EXERCISE AIM
Transcribe the lines below verbatim, skipping the images.

SOURCE MATERIAL
══════════
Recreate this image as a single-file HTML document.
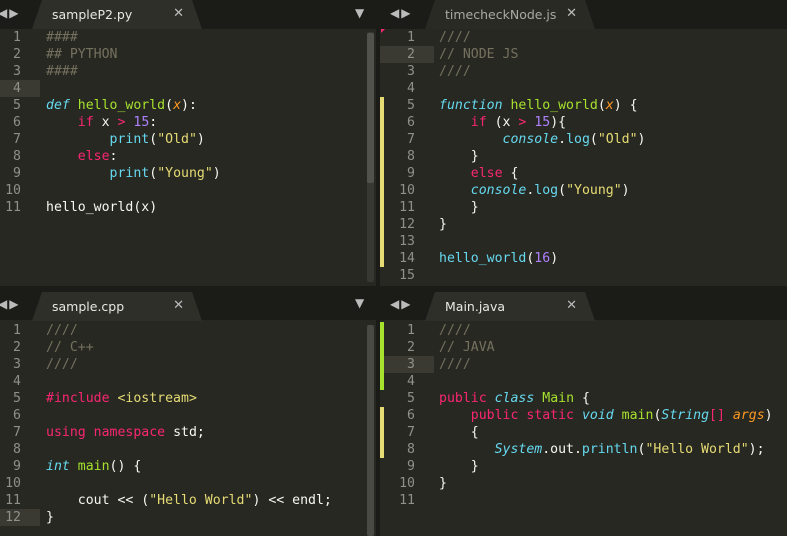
<!DOCTYPE html>
<html><head><meta charset="utf-8"><style>
*{margin:0;padding:0;box-sizing:border-box}
body{width:787px;height:536px;background:#272822;position:relative;overflow:hidden;font-family:"DejaVu Sans Mono","Liberation Mono",monospace;font-size:13.2px;color:#f8f8f2}
.abs{position:absolute}
.bar{position:absolute;background:#1b1b18}
.tab{position:absolute;height:29px;background:#2c2c27;clip-path:polygon(0 100%,10px 0,calc(100% - 10px) 0,100% 100%);font-family:"DejaVu Sans","Liberation Sans",sans-serif;font-size:12.5px;color:#e8e8e2}
.tab span{position:absolute;left:20px;top:7px}
.tab i{position:absolute;right:18px;top:6px;font-style:normal;color:#bbb;font-size:13px}
.arr{position:absolute;color:#bbb;font-size:12px;font-family:"DejaVu Sans",sans-serif;letter-spacing:2px}
.ln{position:absolute;height:17px;line-height:17px;white-space:pre;color:#8f908a;text-align:right}
.cd{position:absolute;height:17px;line-height:17px;white-space:pre}
.c{color:#75715e}.k{color:#f92672}.f{color:#a6e22e}.t{color:#66d9ef;font-style:italic}.p{color:#fd971f;font-style:italic}.n{color:#ae81ff}.s{color:#e6db74}.b{color:#66d9ef}
.hl{position:absolute;background:#3b3a32;height:17px}
</style></head><body>
<div class="bar" style="left:0;top:0;width:787px;height:29px"></div>
<div class="bar" style="left:0;top:286px;width:787px;height:34px"></div>
<div class="abs" style="left:376px;top:0;width:4px;height:536px;background:#1b1b18"></div>
<div class="arr" style="left:-2px;top:6px">◀▶</div>
<div class="arr" style="left:390px;top:6px">◀▶</div>
<div class="arr" style="left:-2px;top:297px">◀▶</div>
<div class="arr" style="left:390px;top:297px">◀▶</div>
<div class="arr" style="left:355px;top:6px">▼</div>
<div class="arr" style="left:355px;top:296px">▼</div>
<div class="tab" style="left:32px;top:0;width:170px;background:#2f2f2a"><span>sampleP2.py</span><i>✕</i></div>
<div class="tab" style="left:425px;top:0;width:170px;background:#2a2a25;color:#aaa"><span style="color:#a9a9a3">timecheckNode.js</span><i>✕</i></div>
<div class="tab" style="left:32px;top:292px;width:170px;background:#2f2f2a"><span>sample.cpp</span><i>✕</i></div>
<div class="tab" style="left:425px;top:292px;width:170px;background:#2f2f2a"><span>Main.java</span><i>✕</i></div>

<div class="abs" style="left:367px;top:32px;width:7px;height:250px;background:#383833;border-radius:2px"></div>
<div class="abs" style="left:367px;top:33px;width:7px;height:150px;background:#52524c;border-radius:2px"></div>
<div class="abs" style="left:367px;top:325px;width:7px;height:211px;background:#4a4a44;border-radius:2px"></div>
<div class="abs" style="left:380px;top:97px;width:4px;height:170px;background:#e6db74"></div>
<div class="abs" style="left:380px;top:322px;width:4px;height:68px;background:#a6e22e"></div>
<div class="abs" style="left:380px;top:407px;width:4px;height:51px;background:#e6db74"></div>
<div class="abs" style="left:381px;top:29px;width:0;height:0;border-top:4px solid #f92672;border-right:4px solid transparent"></div>
<div class="hl" style="left:0;top:80px;width:40px"></div>
<div class="hl" style="left:380px;top:46px;width:54px"></div>
<div class="hl" style="left:0;top:509px;width:40px"></div>
<div class="hl" style="left:384px;top:356px;width:50px"></div>

<div class="ln" style="left:0;top:29px;width:21px">1
2
3
4
5
6
7
8
9
10
11</div>
<div class="cd" style="left:46px;top:29px"><span class="c">####
## PYTHON
####</span>

<span class="t">def</span> <span class="f">hello_world</span>(<span class="p">x</span>):
    <span class="k">if</span> x <span class="k">&gt;</span> <span class="n">15</span>:
        <span class="b">print</span>(<span class="s">"Old"</span>)
    <span class="k">else</span>:
        <span class="b">print</span>(<span class="s">"Young"</span>)

hello_world(x)</div>

<div class="ln" style="left:386px;top:29px;width:29px">1
2
3
4
5
6
7
8
9
10
11
12
13
14
15</div>
<div class="cd" style="left:439px;top:29px"><span class="c">////
// NODE JS
////</span>

<span class="t">function</span> <span class="f">hello_world</span>(<span class="p">x</span>) {
    <span class="k">if</span> (x <span class="k">&gt;</span> <span class="n">15</span>){
        <span class="t">console</span>.<span class="b">log</span>(<span class="s">"Old"</span>)
    }
    <span class="k">else</span> {
    <span class="t">console</span>.<span class="b">log</span>(<span class="s">"Young"</span>)
    }
}

<span class="b">hello_world</span>(<span class="n">16</span>)
</div>

<div class="ln" style="left:0;top:322px;width:21px">1
2
3
4
5
6
7
8
9
10
11
12</div>
<div class="cd" style="left:46px;top:322px"><span class="c">////
// C++
////</span>

<span class="k">#include</span> <span class="s">&lt;iostream&gt;</span>

<span class="k">using</span> <span class="k">namespace</span> std;

<span class="t">int</span> <span class="f">main</span>() {

    cout &lt;&lt; (<span class="s">"Hello World"</span>) &lt;&lt; endl;
}</div>

<div class="ln" style="left:386px;top:322px;width:29px">1
2
3
4
5
6
7
8
9
10
11</div>
<div class="cd" style="left:439px;top:322px"><span class="c">////
// JAVA
////</span>

<span class="k">public</span> <span class="t">class</span> <span class="f">Main</span> {
    <span class="k">public</span> <span class="k">static</span> <span class="t">void</span> <span class="f">main</span>(<span class="t">String</span><span class="k">[]</span> <span class="p">args</span>)
    {
       <span class="t">System</span>.out.<span class="b">println</span>(<span class="s">"Hello World"</span>);
    }
}
</div>
</body></html>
══════════
TASK ANSWER
Recreate this image as a single-file HTML document.
<!DOCTYPE html>
<html><head><meta charset="utf-8"><style>
*{margin:0;padding:0;box-sizing:border-box}
body{width:787px;height:536px;background:#272822;position:relative;overflow:hidden;font-family:"DejaVu Sans Mono","Liberation Mono",monospace;font-size:13.2px;color:#f8f8f2}
.abs{position:absolute}
.bar{position:absolute;background:#1b1b18}
.tab{position:absolute;height:29px;background:#2c2c27;clip-path:polygon(0 100%,10px 0,calc(100% - 10px) 0,100% 100%);font-family:"DejaVu Sans","Liberation Sans",sans-serif;font-size:12.5px;color:#e8e8e2}
.tab span{position:absolute;left:20px;top:7px}
.tab i{position:absolute;right:18px;top:6px;font-style:normal;color:#bbb;font-size:13px}
.arr{position:absolute;color:#bbb;font-size:12px;font-family:"DejaVu Sans",sans-serif;letter-spacing:2px}
.ln{position:absolute;height:17px;line-height:17px;white-space:pre;color:#8f908a;text-align:right}
.cd{position:absolute;height:17px;line-height:17px;white-space:pre}
.c{color:#75715e}.k{color:#f92672}.f{color:#a6e22e}.t{color:#66d9ef;font-style:italic}.p{color:#fd971f;font-style:italic}.n{color:#ae81ff}.s{color:#e6db74}.b{color:#66d9ef}
.hl{position:absolute;background:#3b3a32;height:17px}
</style></head><body>
<div class="bar" style="left:0;top:0;width:787px;height:29px"></div>
<div class="bar" style="left:0;top:286px;width:787px;height:34px"></div>
<div class="abs" style="left:376px;top:0;width:4px;height:536px;background:#1b1b18"></div>
<div class="arr" style="left:-2px;top:6px">◀▶</div>
<div class="arr" style="left:390px;top:6px">◀▶</div>
<div class="arr" style="left:-2px;top:297px">◀▶</div>
<div class="arr" style="left:390px;top:297px">◀▶</div>
<div class="arr" style="left:355px;top:6px">▼</div>
<div class="arr" style="left:355px;top:296px">▼</div>
<div class="tab" style="left:32px;top:0;width:170px;background:#2f2f2a"><span>sampleP2.py</span><i>✕</i></div>
<div class="tab" style="left:425px;top:0;width:170px;background:#2a2a25;color:#aaa"><span style="color:#a9a9a3">timecheckNode.js</span><i>✕</i></div>
<div class="tab" style="left:32px;top:292px;width:170px;background:#2f2f2a"><span>sample.cpp</span><i>✕</i></div>
<div class="tab" style="left:425px;top:292px;width:170px;background:#2f2f2a"><span>Main.java</span><i>✕</i></div>

<div class="abs" style="left:367px;top:32px;width:7px;height:250px;background:#383833;border-radius:2px"></div>
<div class="abs" style="left:367px;top:33px;width:7px;height:150px;background:#52524c;border-radius:2px"></div>
<div class="abs" style="left:367px;top:325px;width:7px;height:211px;background:#4a4a44;border-radius:2px"></div>
<div class="abs" style="left:380px;top:97px;width:4px;height:170px;background:#e6db74"></div>
<div class="abs" style="left:380px;top:322px;width:4px;height:68px;background:#a6e22e"></div>
<div class="abs" style="left:380px;top:407px;width:4px;height:51px;background:#e6db74"></div>
<div class="abs" style="left:381px;top:29px;width:0;height:0;border-top:4px solid #f92672;border-right:4px solid transparent"></div>
<div class="hl" style="left:0;top:80px;width:40px"></div>
<div class="hl" style="left:380px;top:46px;width:54px"></div>
<div class="hl" style="left:0;top:509px;width:40px"></div>
<div class="hl" style="left:384px;top:356px;width:50px"></div>

<div class="ln" style="left:0;top:29px;width:21px">1
2
3
4
5
6
7
8
9
10
11</div>
<div class="cd" style="left:46px;top:29px"><span class="c">####
## PYTHON
####</span>

<span class="t">def</span> <span class="f">hello_world</span>(<span class="p">x</span>):
    <span class="k">if</span> x <span class="k">&gt;</span> <span class="n">15</span>:
        <span class="b">print</span>(<span class="s">"Old"</span>)
    <span class="k">else</span>:
        <span class="b">print</span>(<span class="s">"Young"</span>)

hello_world(x)</div>

<div class="ln" style="left:386px;top:29px;width:29px">1
2
3
4
5
6
7
8
9
10
11
12
13
14
15</div>
<div class="cd" style="left:439px;top:29px"><span class="c">////
// NODE JS
////</span>

<span class="t">function</span> <span class="f">hello_world</span>(<span class="p">x</span>) {
    <span class="k">if</span> (x <span class="k">&gt;</span> <span class="n">15</span>){
        <span class="t">console</span>.<span class="b">log</span>(<span class="s">"Old"</span>)
    }
    <span class="k">else</span> {
    <span class="t">console</span>.<span class="b">log</span>(<span class="s">"Young"</span>)
    }
}

<span class="b">hello_world</span>(<span class="n">16</span>)
</div>

<div class="ln" style="left:0;top:322px;width:21px">1
2
3
4
5
6
7
8
9
10
11
12</div>
<div class="cd" style="left:46px;top:322px"><span class="c">////
// C++
////</span>

<span class="k">#include</span> <span class="s">&lt;iostream&gt;</span>

<span class="k">using</span> <span class="k">namespace</span> std;

<span class="t">int</span> <span class="f">main</span>() {

    cout &lt;&lt; (<span class="s">"Hello World"</span>) &lt;&lt; endl;
}</div>

<div class="ln" style="left:386px;top:322px;width:29px">1
2
3
4
5
6
7
8
9
10
11</div>
<div class="cd" style="left:439px;top:322px"><span class="c">////
// JAVA
////</span>

<span class="k">public</span> <span class="t">class</span> <span class="f">Main</span> {
    <span class="k">public</span> <span class="k">static</span> <span class="t">void</span> <span class="f">main</span>(<span class="t">String</span><span class="k">[]</span> <span class="p">args</span>)
    {
       <span class="t">System</span>.out.<span class="b">println</span>(<span class="s">"Hello World"</span>);
    }
}
</div>
</body></html>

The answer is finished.